翌日。

床上的少女撑起昏昏欲睡的脑袋,许是脖子痛只能侧着身子得原因,一宿辗转反侧睡得并不舒服。

坐在车上的沐槿乔眼皮似有千斤重,身体无力地靠在后座上,哈欠连天。

主驾驶的男人为她打开侧门,冷峻的目光中微微露出一丝暖意,“没睡好?”

她下车站在校门口浑身像棉花般,恹恹地说:“昨天晚上只能侧着睡,有点不太习惯。”

随意瞥了一眼学校礼堂的大钟,来不及犯困一副情急的神态往画室跑,刚好踩着上课铃声最后一秒堪堪赶上。

梁老师站在讲台上一眼就看到了急匆匆走进来的某位少女,眉宇间尽是温柔关心,“沐同学这是昨晚抢银行了,眼睛黑成这样。”

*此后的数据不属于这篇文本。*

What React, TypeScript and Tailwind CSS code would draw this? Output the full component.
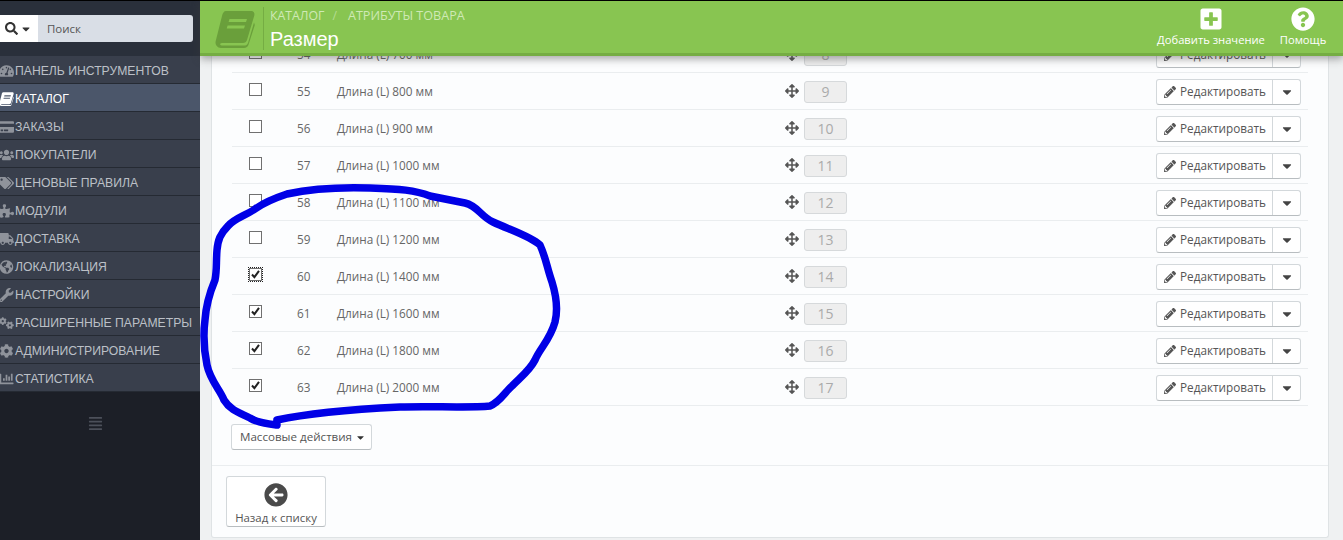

放下颜料板的沐槿乔摇了摇头否认,伸手捂住打了个哈欠的嘴,“没有没有,昨天就是单纯没睡好。”

“我们今天讲油画的起源和发展,只有更好的了解漫长而丰富的历史过程……”

一个上午都是理论课,沐槿乔用小本子记录着重点,企图用知识充盈困倦的大脑。

顾九笙则在家里叫了上门收件服务,由于昨天医院的耽误,画作直到今天才约快递员上门打包取走。

虹市王家。

一个挺着大肚腩的男人靠在沙发上,皱起眉头眼神坚定,劝说对面坐着的男生。

“儿子,你听爸一句劝真别要那个女人了,现在辉经公司丑闻不断,一旦牵连到咱们王家,你走在外面也免不了受人指指点点。”

王高峰两只贼眼轱辘轱辘地直转,“爸!等我玩够了那个女人在扔了也行,我不管她们家什么情况,我现在就要把那个女的绑也得绑回来。”

由于王高峰是自己爱妻差点难产生下的孩子,王建章对这个家里的小儿子自然宠溺的不行,也造就了他现在无法无天的性子,内心轻叹还是选择了同意。

“哎!行,我等下就打个电话去沐五家问问什么情况,说好上周送过来的,拖拖拉拉这周还没给个结果,是不是以为我们王家在虹市没什么话语权,不把我们王家放在眼里。”

“就是,不把我们王家放在眼里。”

王高峰附和老父亲的话语,一个激动浑身的肉就抖动起来,肥硕的身子如只巨蛆扭动着,大半个身子都陷进了沙发里。

王建章从裤兜子掏出手机,用短粗的手指按键拨通秋静菊的电话,接通后那边传来滋滋的嘈杂声。

手头上忙着监工的秋静菊挂着浅浅的笑意,“哎!王老板,怎么了?”

“你还问怎么了,不是说好上周就该送过来的人,都拖延多久了,是不是觉得我们王家家业不大好欺骗,你别忘了你出那档子事可是我们出资摆平的。”